8. The electric power control method according to claim 7, which comprises controlling the maximum electric power consumption of the charger by using the electric power control policy in which when the electric power unit price is high and the customer rank is low, the maximum electric power consumption of the charger is set to low and when the electric power unit price is low and the customer rank is high, the maximum electric power consumption of the charger is set to high.

9. A non-transitory storage medium for recording a computer program to allow a computer device to perform: by using an electric power control policy storage unit which stores an electric power control policy in which the maximum electric power consumption of a charger is determined according to a customer rank indicating a degree of priority of a customer which uses a charging service in which a storage battery is charged by the charger and an electric power unit price specified by a time zone,

a customer identification information acquisition step acquiring customer identification information by which the customer which requests the use of the charging service is identified;

a customer rank determination step determining the customer rank of the customer based on customer information about the customer identified by the customer identification information; and

an electric power control step controlling the maximum electric power consumption of the charger when providing the charging service to the customer based on the electric power unit price in the time zone in which the charging service is provided to the customer identified by the customer identification information, the customer rank of the customer identified by the customer identification information, and the electric power control policy.

10. The non-transitory storage medium according to claim 9, wherein the electric power control step includes controlling the maximum electric power consumption of the charger by referring to the electric power control policy in which when the electric power unit price is high and the customer rank is low, the maximum electric power consumption of the charger is set to low and when the electric power unit price is low and the customer rank is high, the maximum electric power consumption of the charger is set to high.

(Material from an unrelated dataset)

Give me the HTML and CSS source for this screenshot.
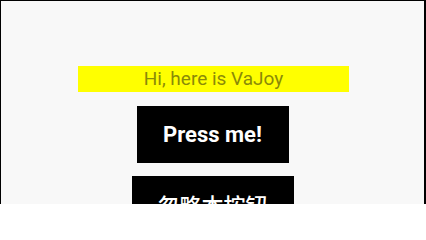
FILE: index.html
```html
<!DOCTYPE html>
<html>
<head>
<meta charset="utf-8">
<link rel="stylesheet" href="styles.css">
</head>
<body>
<div class="frame">
  <div class="banner">Hi, here is VaJoy</div>
  <button class="btn btn-press">Press me!</button>
  <button class="btn btn-ignore">忽略本按钮</button>
</div>
</body>
</html>
```

FILE: styles.css
```css
html, body {
  margin: 0;
  padding: 0;
  height: 204px;
  overflow: hidden;
}
.frame {
  box-sizing: border-box;
  height: 204px;
  overflow: hidden;
  border-top: 1px solid #000;
  border-left: 1px solid #000;
  border-right: 2px solid #000;
  background: #f8f8f8;
  display: flex;
  flex-direction: column;
  align-items: center;
  padding-top: 65px;
}
.banner {
  width: 271px;
  height: 26px;
  background: #ffff00;
  color: #8a8a08;
  font-family: Roboto, "Noto Sans", sans-serif;
  font-size: 19px;
  line-height: 26px;
  text-align: center;
  margin-left: 2px;
  flex-shrink: 0;
}
.btn {
  border: none;
  background: #000;
  color: #fff;
  padding: 0;
  font-weight: bold;
  font-family: Roboto, "Noto Sans CJK SC", sans-serif;
  flex-shrink: 0;
}
.btn-press {
  width: 152px;
  height: 57px;
  margin-top: 14px;
  font-size: 22px;
}
.btn-ignore {
  width: 162px;
  margin-top: 13px;
  padding: 17px 0 18px;
  font-size: 22px;
  line-height: 22px;
  font-weight: 500;
  font-family: "Noto Sans CJK SC", sans-serif;
}
```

11. An electric power control device comprising:

an electric power control policy storage means for storing an electric power control policy in which the maximum electric power consumption of a charger is determined according to a customer rank indicating a degree of priority of a customer which uses a charging service in which a storage battery is charged by the charger and an electric power unit price specified by a time zone;

a customer identification information acquisition means for acquiring customer identification information by which the customer which requests the use of the charging service is identified;

a customer rank determination means for determining the customer rank of the customer based on customer information about the customer identified by the customer identification information; and

an electric power control means for controlling the maximum electric power consumption of the charger when providing the charging service to the customer based on the electric power unit price in the time zone in which the charging service is provided to the customer identified by the customer identification information, the customer rank of the customer identified by the customer identification information, and the electric power control policy.